Siblings named Tonsillitis, Meningitis, Appendicitis…

Gravestone of Tonsillitis Jackson (1932-2006)
Tonsillitis’ gravestone

About 80 years ago, Mr. and Mrs. Emsy Jackson of Oklahoma started naming their children after medical conditions:

  • Tonsillitis “Tonsy” Jackson (boy) – born Nov. 7, 1932
  • Meningitis “Mennie” Jackson (boy)
  • Appendicitis “Pendy” Jackson (girl) – born Dec. 25, 1936
  • Laryngitis Jackson (girl)
  • Peritonitis Jackson (girl)
  • Jakeitis Jackson (girl)

The family first made the news in early 1937, right after Appendicitis was born. Their story ran in Newsweek, Reader’s Digest, and TIME, not to mention a bunch of regional papers.

Tonsillitis made headlines twice more after that — when he enlisted in the Navy in 1951, and when he re-enlisted in 1955. (Before he re-enlisted, he had to be treated for tonsillitis, ironically.) In these articles, he explained that his mother had been suffering from a sore throat when he was born, hence the name Tonsillitis.

And what about Jakeitis — was her name made-up? No, actually. Though “Jakeitis” isn’t a recognized medical condition, the word was used in the 1930s to describe the paralysis that afflicted drinkers of Jake, a slang word for Jamaica Ginger.

What are your thoughts on these names?


  • “Aftermath.” West Australian 8 Nov. 1951: 1.
  • All in the Family – Futility Closet
  • “Miscellany.” TIME 25 Jan. 1937: 36.
  • “Navy Has Case of Tonsillitis.” Toledo Blade 26 Aug. 1955: 2.

Image Brian of Find a Grave

6 thoughts on “Siblings named Tonsillitis, Meningitis, Appendicitis…

  1. Bloody Nora, just horrible!

    I notice they gave the last three girls names that could only be shortened to male names – Larry, Perry, and Jake, just to add insult to injury.

  2. Wow, now this is something I never would have thought of!
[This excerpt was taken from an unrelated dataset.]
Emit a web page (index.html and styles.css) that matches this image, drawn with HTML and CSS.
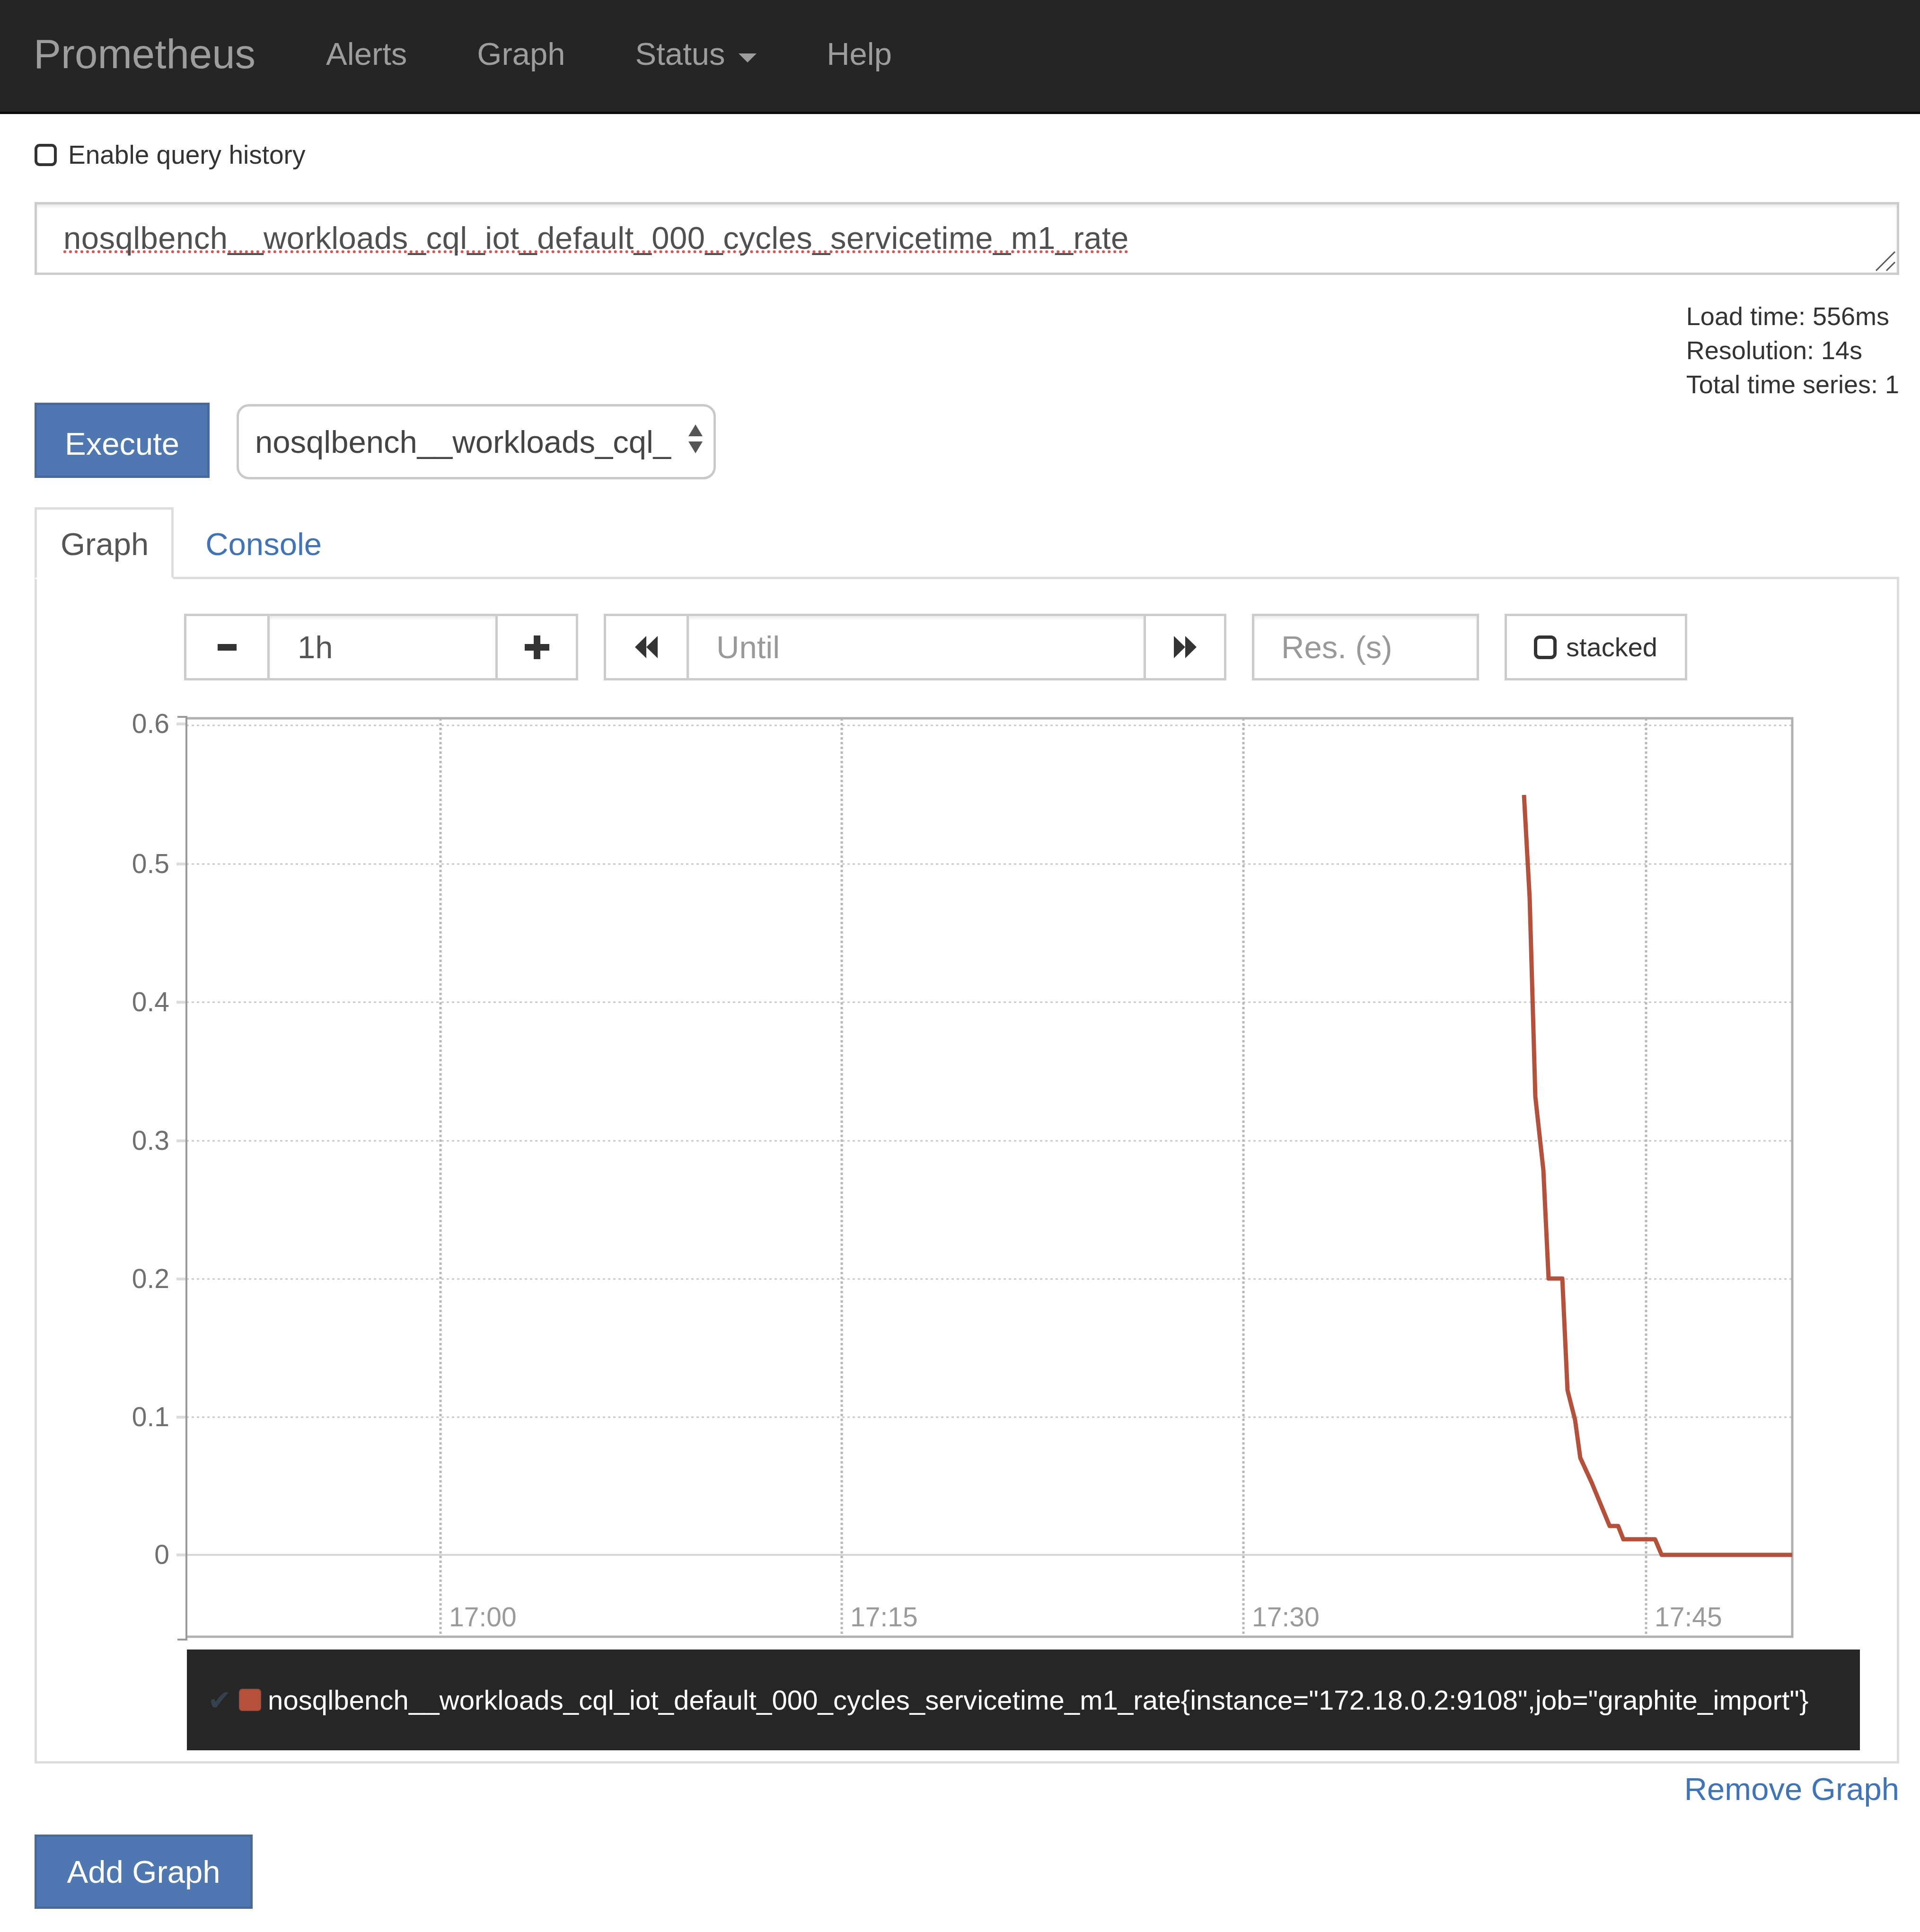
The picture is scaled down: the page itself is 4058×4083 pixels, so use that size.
FILE: index.html
```html
<!DOCTYPE html>
<html lang="en">
<head>
<meta charset="utf-8">
<title>Prometheus Time Series Collection and Processing Server</title>
<link rel="stylesheet" href="styles.css">
</head>
<body>
<nav class="navbar">
  <a class="brand">Prometheus</a>
  <ul class="nav">
    <li><a>Alerts</a></li>
    <li><a>Graph</a></li>
    <li><a>Status <span class="caret"></span></a></li>
    <li><a>Help</a></li>
  </ul>
</nav>
<main class="container">
  <label class="history"><span class="checkbox"></span>Enable query history</label>
  <div class="expr">
    <span class="spell">nosqlbench__workloads_cql_iot_default_000_cycles_servicetime_m1_rate</span>
    <svg class="resize-handle" width="48" height="48" viewBox="0 0 48 48"><path d="M6 46 L46 6 M28 46 L46 28" stroke="#555" stroke-width="3" fill="none"/></svg>
  </div>
  <div class="eval-stats">Load time: 556ms<br>Resolution: 14s<br>Total time series: 1</div>
  <div class="exec-row">
    <button class="btn-primary execute">Execute</button>
    <div class="select">
      <span>nosqlbench__workloads_cql_</span>
      <svg class="select-arrows" width="30" height="61" viewBox="0 0 30 61"><path d="M0 25 L15 0 L30 25 Z M0 36 L30 36 L15 61 Z" fill="#555"/></svg>
    </div>
  </div>
  <div class="tabs">
    <div class="tab active">Graph</div>
    <div class="tab">Console</div>
  </div>
  <div class="tab-panel">
    <div class="controls">
      <div class="group range">
        <div class="gbtn first"><svg width="40" height="14" viewBox="0 0 40 14"><rect width="40" height="14" fill="#333"/></svg></div>
        <div class="gin range-in">1h</div>
        <div class="gbtn"><svg width="52" height="50" viewBox="0 0 52 50"><rect x="19" y="0" width="14" height="50" fill="#333"/><rect x="0" y="18" width="52" height="14" fill="#333"/></svg></div>
      </div>
      <div class="group time">
        <div class="gbtn first"><svg width="48" height="47" viewBox="0 0 48 47"><path d="M0 23.5 L24 0 L24 47 Z M24 23.5 L48 0 L48 47 Z" fill="#333"/></svg></div>
        <div class="gin time-in placeholder">Until</div>
        <div class="gbtn"><svg width="48" height="47" viewBox="0 0 48 47"><path d="M48 23.5 L24 0 L24 47 Z M24 23.5 L0 0 L0 47 Z" fill="#333"/></svg></div>
      </div>
      <div class="res placeholder">Res. (s)</div>
      <div class="stacked"><span class="unchecked"></span>stacked</div>
    </div>
    <svg class="chart" width="3600" height="1985" viewBox="-100 0 3600 1985">
      <g stroke="#c8c8c8" stroke-width="3" stroke-dasharray="5 6">
        <line x1="94" x2="3488" y1="43" y2="43"/>
        <line x1="94" x2="3488" y1="336" y2="336"/>
        <line x1="94" x2="3488" y1="628" y2="628"/>
        <line x1="94" x2="3488" y1="921" y2="921"/>
        <line x1="94" x2="3488" y1="1213" y2="1213"/>
        <line x1="94" x2="3488" y1="1505" y2="1505"/>
      </g>
      <line x1="94" x2="3488" y1="1796" y2="1796" stroke="#d6d6d6" stroke-width="4"/>
      <g stroke="#b8b8b8" stroke-width="5" stroke-dasharray="5 5">
        <line x1="631" x2="631" y1="28" y2="1969"/>
        <line x1="1479" x2="1479" y1="28" y2="1969"/>
        <line x1="2328" x2="2328" y1="28" y2="1969"/>
        <line x1="3179" x2="3179" y1="28" y2="1969"/>
      </g>
      <g stroke="#dcdcdc" stroke-width="6">
        <line x1="73" x2="94" y1="40" y2="40"/>
        <line x1="73" x2="94" y1="336" y2="336"/>
        <line x1="73" x2="94" y1="628" y2="628"/>
        <line x1="73" x2="94" y1="921" y2="921"/>
        <line x1="73" x2="94" y1="1213" y2="1213"/>
        <line x1="73" x2="94" y1="1505" y2="1505"/>
        <line x1="73" x2="94" y1="1796" y2="1796"/>
      </g>
      <path d="M94 28 H3488 V1969 H94" stroke="#b0b0b0" stroke-width="5" fill="none"/>
      <path d="M75 25 H94 V1975 H75" stroke="#999" stroke-width="4" fill="none"/>
      <polyline fill="none" stroke="#b5503a" stroke-width="9" stroke-linejoin="round" points="2921,190 2933,408 2945,828 2962,983 2973,1212 3002,1212 3013,1448 3029,1511 3040,1591 3064,1643 3102,1735 3120,1735 3131,1763 3198,1763 3212,1796 3488,1796"/>
      <g class="ylab">
        <text x="58" y="59">0.6</text>
        <text x="58" y="355">0.5</text>
        <text x="58" y="647">0.4</text>
        <text x="58" y="940">0.3</text>
        <text x="58" y="1232">0.2</text>
        <text x="58" y="1524">0.1</text>
        <text x="58" y="1815">0</text>
      </g>
      <g class="xlab">
        <text x="649" y="1947">17:00</text>
        <text x="1497" y="1947">17:15</text>
        <text x="2346" y="1947">17:30</text>
        <text x="3197" y="1947">17:45</text>
      </g>
    </svg>
    <div class="legend">
      <span class="legend-check">✔</span><span class="swatch"></span><span class="series-name">nosqlbench__workloads_cql_iot_default_000_cycles_servicetime_m1_rate{instance="172.18.0.2:9108",job="graphite_import"}</span>
    </div>
  </div>
  <div class="remove-row"><a>Remove Graph</a></div>
  <button class="btn-primary add-graph">Add Graph</button>
</main>
</body>
</html>
```
FILE: styles.css
```css
* { box-sizing: border-box; }
html, body { margin: 0; padding: 0; background: #fff; }
body {
  font-family: "Liberation Sans", Arial, Helvetica, sans-serif;
  color: #333;
}

/* navbar */
.navbar {
  height: 241px;
  background: #252525;
  border-bottom: 5px solid #0a0a0a;
  display: flex;
  align-items: flex-start;
  padding: 66px 0 0 71px;
}
.brand {
  font-size: 87px;
  line-height: 96px;
  color: #9d9d9d;
  padding-right: 75px;
}
.nav { display: flex; list-style: none; margin: 0; padding: 0; }
.nav a {
  display: block;
  font-size: 67px;
  line-height: 96px;
  color: #9d9d9d;
  padding: 0 74px;
}
.caret {
  display: inline-block;
  width: 0; height: 0;
  border-top: 19px solid #9d9d9d;
  border-left: 19px solid transparent;
  border-right: 19px solid transparent;
  margin-left: 10px;
  vertical-align: 5px;
}

/* page */
.container { padding: 0 44px 0 73px; }
.history {
  display: flex;
  align-items: center;
  height: 66px;
  margin-top: 53px;
  font-size: 55px;
  line-height: 66px;
  color: #333;
}
.checkbox {
  width: 47px; height: 47px;
  border: 6px solid #333;
  border-radius: 11px;
  margin-right: 24px;
  flex: none;
}
.expr {
  position: relative;
  margin-top: 67px;
  height: 154px;
  border: 5px solid #ccc;
  box-shadow: inset 0 5px 5px rgba(0,0,0,.075);
  padding: 23px 57px 0 56px;
  font-size: 67px;
  line-height: 96px;
  color: #505050;
  white-space: nowrap;
  letter-spacing: 0.47px;
}
.spell {
  text-decoration: underline dotted #e0504f;
  text-decoration-thickness: 6px;
  text-underline-offset: 3px;
  text-decoration-skip-ink: none;
}
.resize-handle { position: absolute; right: 2px; bottom: 2px; }
.eval-stats {
  width: max-content;
  margin: 51px 0 0 auto;
  font-size: 54px;
  line-height: 72px;
  color: #333;
}
.exec-row { display: flex; align-items: flex-start; margin-top: 3px; }
.btn-primary {
  background: #4f78b2;
  border: 5px solid #48699b;
  color: #fff;
  font-family: inherit;
  font-size: 67px;
  line-height: 96px;
  border-radius: 0;
  padding: 0;
  display: block;
}
.execute { width: 370px; height: 159px; padding-top: 14px; }
.select {
  margin-left: 57px;
  margin-top: 3px;
  width: 1013px;
  height: 159px;
  border: 5px solid #c9c9c9;
  border-radius: 26px;
  display: flex;
  align-items: center;
  padding-left: 34px;
  font-size: 67px;
  line-height: 96px;
  color: #444;
  background: #fff;
}
.select-arrows { margin-left: auto; margin-right: 23px; align-self: flex-start; margin-top: 38px; }

/* tabs */
.tabs { display: flex; margin-top: 59px; border-bottom: 5px solid #ddd; }
.tab {
  font-size: 67px;
  line-height: 96px;
  padding: 25px 48px 21px 50px;
  border: 5px solid transparent;
  margin-bottom: -5px;
  margin-right: 12px;
  color: #3f74b8;
}
.tab.active { border-color: #ddd; border-bottom-color: #fff; background: #fff; color: #555; }
.tab-panel {
  border: 5px solid #ddd;
  border-top: none;
  padding: 73px 0 23px 0;
}

/* controls */
.controls { display: flex; margin-left: 311px; height: 141px; }
.group { display: flex; border: 5px solid #ccc; height: 141px; background: #fff; }
.group.time { margin-left: 54px; }
.gbtn { width: 165px; display: flex; align-items: center; justify-content: center; }
.gbtn.first { width: 171px; }
.time .gbtn.first { width: 170px; }
.gin {
  border-left: 5px solid #ccc;
  border-right: 5px solid #ccc;
  box-shadow: inset 0 5px 5px rgba(0,0,0,.075);
  display: flex;
  align-items: center;
  font-size: 67px;
  color: #555;
}
.range-in { width: 487px; padding-left: 59px; }
.time-in { width: 971px; padding-left: 58px; }
.placeholder { color: #999; }
.res {
  margin-left: 54px;
  width: 480px;
  height: 141px;
  border: 5px solid #ccc;
  box-shadow: inset 0 5px 5px rgba(0,0,0,.075);
  display: flex;
  align-items: center;
  padding-left: 57px;
  font-size: 67px;
}
.stacked {
  margin-left: 54px;
  width: 386px;
  height: 141px;
  border: 5px solid #ccc;
  display: flex;
  align-items: center;
  padding-left: 57px;
  font-size: 56px;
  color: #333;
}
.unchecked {
  width: 48px; height: 50px;
  border: 7px solid #333;
  border-radius: 12px;
  margin-right: 20px;
  flex: none;
}

/* chart */
.chart { display: block; margin: 52px 0 0 122px; }
.chart text { font-family: "Liberation Sans", Arial, sans-serif; font-size: 57px; }
.ylab text { fill: #707070; text-anchor: end; }
.xlab text { fill: #9a9a9a; }
.legend {
  margin: 11px 0 0 317px;
  width: 3536px;
  height: 213px;
  background: #262626;
  display: flex;
  align-items: center;
  padding-left: 44px;
  white-space: nowrap;
}
.legend-check {
  font-family: "DejaVu Sans", sans-serif;
  font-size: 60px;
  color: #34414f;
  width: 66px;
}
.swatch {
  width: 47px; height: 47px;
  background: #b5503a;
  border: 2px solid #a44733;
  border-radius: 7px;
  margin-right: 14px;
  flex: none;
}
.series-name { color: #fff; font-size: 58px; line-height: 70px; letter-spacing: 0.12px; }

.remove-row { text-align: right; margin-top: 6px; font-size: 67px; line-height: 96px; }
.remove-row a { color: #3f74b8; }
.add-graph { margin-top: 48px; width: 461px; height: 157px; }
```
My husband and I have named all of our cats after various drugs (Morphine, Amoxicillin, etc.) because he works in the medical field, but this is taking it to a whole new level!

  3. I served in the Navy with Tonsilitis in the 1960s. I was an officer aboard an LST and he was in charge of the wardroom stewards. He told me the reason for his and his siblings names.
    When his mother was pregnant with him, she did have a sore throat and was treated by a white doctor in their Southern town for tonsilitis, without diagnosing her pregnancy. When her pregnancy became obvious, the doctor thought this so amusing that he told her if she would name the child Tonsilitis he would deliver it for free. He then offered to deliver and treat any other children she had if named after diseases.
    It was in the South during the depression. The Jacksons were a Black family. It was not easy to get a white doctor to treat such families so I guess it seemed like a reasonable deal at the time.